MSNBC host Michael Steele put Attorney General Pam Bondi on blast on Saturday for her flippant approach to information security.
“Is she being deliberately ignorant for the sake of playing down this whole thing?” Steele, a former head of the Republican National Committee, said on The Weekend.
His comments came in response to a clip of Bondi speaking with Fox News in which she defended the top Trump officials’ use of messaging app Signal.
On Monday, The Atlantic published a bombshell report revealing that Editor-in-Chief Jeffrey Goldberg had been accidentally added to a Signal chat in which top Trump administration officials—including Defence Secretary Pete Hegseth, Vice President JD Vance, Secretary of State Marco Rubio, National Security Adviser Michael Waltz, and Intelligence Director Tulsi Gabbard—discussed details of planned air attacks against Houthi rebel forces in Yemen.
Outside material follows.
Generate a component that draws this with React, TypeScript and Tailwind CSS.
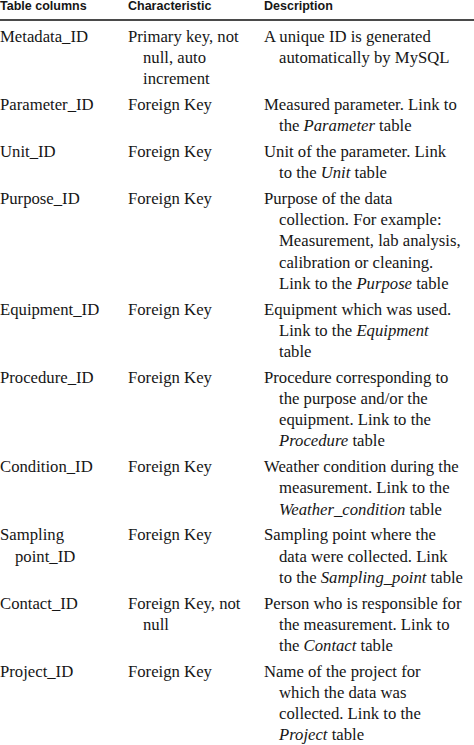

“I don’t think foreign adversaries are able to hack Signal, as far as I know,” Bondi said on Fox News.
Steele was not impressed.
“As the Attorney General of the United States, I’d think she would understand that in fact our foreign adversaries absolutely know how to dip into it,” he raged.
The former RNC chair went on to say that former CIA Director John Brennan had, during a recent segment on the show, explained that encrypted messaging apps only protect messages in transit, meaning they can still be accessed upon receipt if the recipient’s device has been compromised.
“Come on people, stop playing us for stupid,” Steele added.
Steele’s guest, Democrat Sen. Chris Coons, agreed.
“Exactly,” the senator said. “Signal and WhatsApp are more secure than just open texting, but they are far from secure enough to handle classified, national security information.”
Coons stressed that Signal was no place to discuss sensitive details about attack plans.
“You can’t just throw it around on whatever app you think is going to be secure today,” Coons added.